NLU not predicting entities separated by the '/' character in the new version of Rasa. Why?

bayesianwannabe · June 8, 2020, 12:53pm

Hey all,

I was using version 1.9.0 of Rasa and I needed to load a custom language model that I edited on spacy for having the model behave as I would need.

Basically, I need the ‘/’ character sometimes interpreted as a token itself. For example, in the default spacy behavior for my language (pt-br), the sentence ‘I bought it 05/20’ would be tokenized as: ‘I’, ‘bought’, ‘it’, ‘05/20’.

I adapted the language package and saved it to have the sentence tokenized as: ‘I’, ‘bought’, ‘it’, ‘05’, ‘/’, ‘20’.

This second behavior is crucial for my annotation scheme.
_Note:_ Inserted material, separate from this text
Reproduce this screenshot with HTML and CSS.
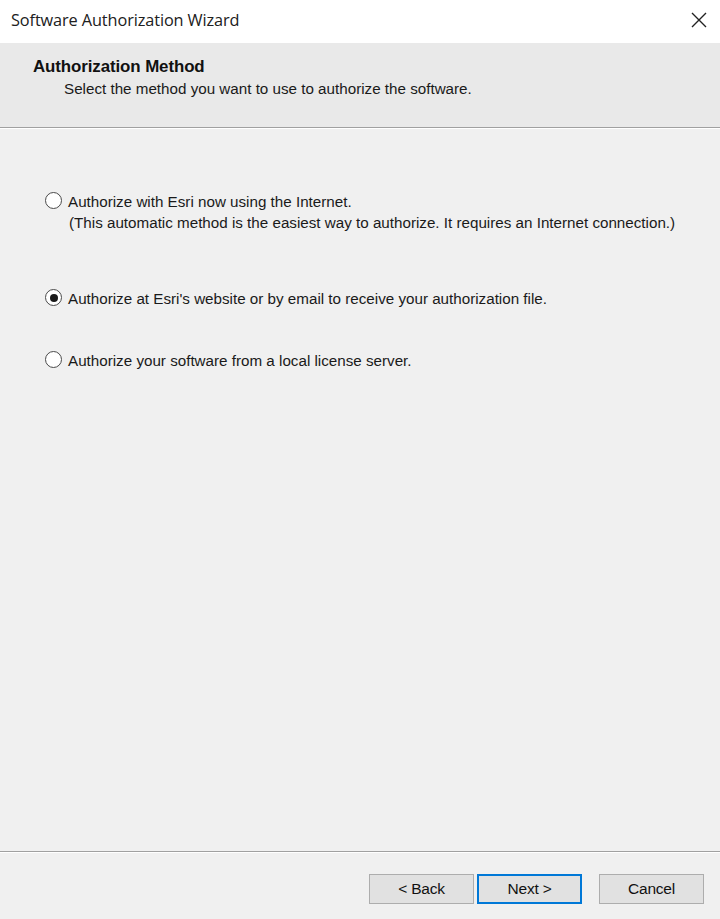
FILE: index.html
```html
<!DOCTYPE html>
<html>
<head>
<meta charset="utf-8">
<link rel="stylesheet" href="styles.css">
</head>
<body>
<div class="window">
  <div class="titlebar">
    <span class="title">Software Authorization Wizard</span>
    <span class="close">
      <svg width="16" height="16" viewBox="0 0 16 16"><path d="M1 1 L15 15 M15 1 L1 15" stroke="#222" stroke-width="1.4" fill="none"/></svg>
    </span>
  </div>
  <div class="header">
    <div class="h-title">Authorization Method</div>
    <div class="h-sub">Select the method you want to use to authorize the software.</div>
  </div>
  <div class="sep"></div>
  <div class="content">
    <div class="option opt1">
      <span class="radio"></span>
      <div class="label">
        <div>Authorize with Esri now using the Internet.</div>
        <div class="sub">(This automatic method is the easiest way to authorize. It requires an Internet connection.)</div>
      </div>
    </div>
    <div class="option opt2">
      <span class="radio checked"></span>
      <div class="label"><div>Authorize at Esri's website or by email to receive your authorization file.</div></div>
    </div>
    <div class="option opt3">
      <span class="radio"></span>
      <div class="label"><div>Authorize your software from a local license server.</div></div>
    </div>
  </div>
  <div class="sep"></div>
  <div class="footer">
    <button class="btn">&lt; Back</button>
    <button class="btn default">Next &gt;</button>
    <button class="btn cancel">Cancel</button>
  </div>
</div>
</body>
</html>
```
FILE: styles.css
```css
html, body {
  margin: 0;
  padding: 0;
}
body {
  width: 720px;
  height: 919px;
  background: #f0f0f0;
  font-family: "Liberation Sans", Arial, sans-serif;
  color: #1a1a1a;
  overflow: hidden;
}
.window {
  display: flex;
  flex-direction: column;
  height: 919px;
}
.titlebar {
  height: 43px;
  background: #ffffff;
  display: flex;
  align-items: center;
  justify-content: space-between;
  padding: 0 13px 0 11px;
  flex: none;
}
.title {
  font-family: "Open Sans", "Noto Sans", sans-serif;
  font-size: 16.3px;
  color: #202020;
  letter-spacing: -0.1px;
  margin-top: -4px;
}
.close {
  display: flex;
  width: 16px;
  height: 16px;
  margin-top: -4px;
}
.header {
  height: 84px;
  background: #e9e9e9;
  box-sizing: border-box;
  padding: 14px 0 0 33px;
  flex: none;
}
.h-title {
  font-weight: bold;
  font-size: 16.9px;
  color: #111;
  letter-spacing: -0.1px;
}
.h-sub {
  font-size: 15.2px;
  margin: 3px 0 0 31px;
}
.sep {
  height: 1px;
  background: #a0a0a0;
  border-bottom: 1px solid #ffffff;
  flex: none;
}
.content {
  flex: 1;
  padding: 61px 0 0 45px;
  font-size: 15.2px;
}
.option {
  display: flex;
  align-items: flex-start;
  gap: 6px;
}
.opt2 { margin-top: 54px; }
.opt3 { margin-top: 40px; }
.label {
  line-height: 21px;
  padding-top: 1px;
}
.label .sub {
  margin-left: 1px;
}
.radio {
  width: 15px;
  height: 15px;
  border: 1.7px solid #4a4a4a;
  border-radius: 50%;
  background: #fff;
  margin-top: 2px;
  flex: none;
  display: flex;
  align-items: center;
  justify-content: center;
}
.radio.checked::after {
  content: "";
  width: 8px;
  height: 8px;
  border-radius: 50%;
  background: #1a1a1a;
}
.footer {
  height: 66px;
  flex: none;
  display: flex;
  align-items: flex-start;
  padding: 21px 0 0 369px;
  box-sizing: border-box;
}
.btn {
  width: 105px;
  height: 30px;
  background: #e1e1e1;
  border: 1px solid #adadad;
  font-family: "Liberation Sans", Arial, sans-serif;
  font-size: 15.5px;
  color: #111;
  padding: 0;
  letter-spacing: -0.2px;
  margin-right: 3px;
}
.btn.default {
  border: 2px solid #0078d7;
}
.btn.cancel {
  margin-left: 14px;
}
```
I solved it on Rasa 1.9.0 using the following config.yml:

language: "pt"
pipeline:
  - name: "SpacyNLP"
    model: "my_personal_lang_model"
  - name: "SpacyTokenizer"
  - name: LexicalSyntacticFeaturizer
    features: [
        ["low", "title", "upper", "pos", "pos2", "digit"],
        [
          "low",
          "prefix5",
          "prefix2",
          "suffix5",
          "suffix3",
          "suffix2",
          "upper",
          "title",
          "digit",
          "pos",
          "pos2"
        ],
        ["low", "title", "upper", "pos", "pos2", "digit"],
    ]
  - name: "CountVectorsFeaturizer"
    "min_ngram": 1
    "max_ngram": 2
  - name: CountVectorsFeaturizer
    analyzer: "char_wb"
    min_ngram: 1
    max_ngram: 4
  - name: "SpacyFeaturizer"
  - name: "DIETClassifier"
    epochs: 300
    random_seed: 42
    embedding_dimension: 30
  - name: "EntitySynonymMapper"

I needed this custom spacy model because I would get on the training an warning about misalignments on the entity values, cause seems that the ‘/’ characters were not separated and I was unable to assign 2 entities as different parts of a single token… resulting in the model unable to infer the entities MM (month) and DD (day) correctly when testing with ‘rasa shell nlu’. The custom spacy model as well as this config solved the problem with the NLU infering MM/DD date patterns well.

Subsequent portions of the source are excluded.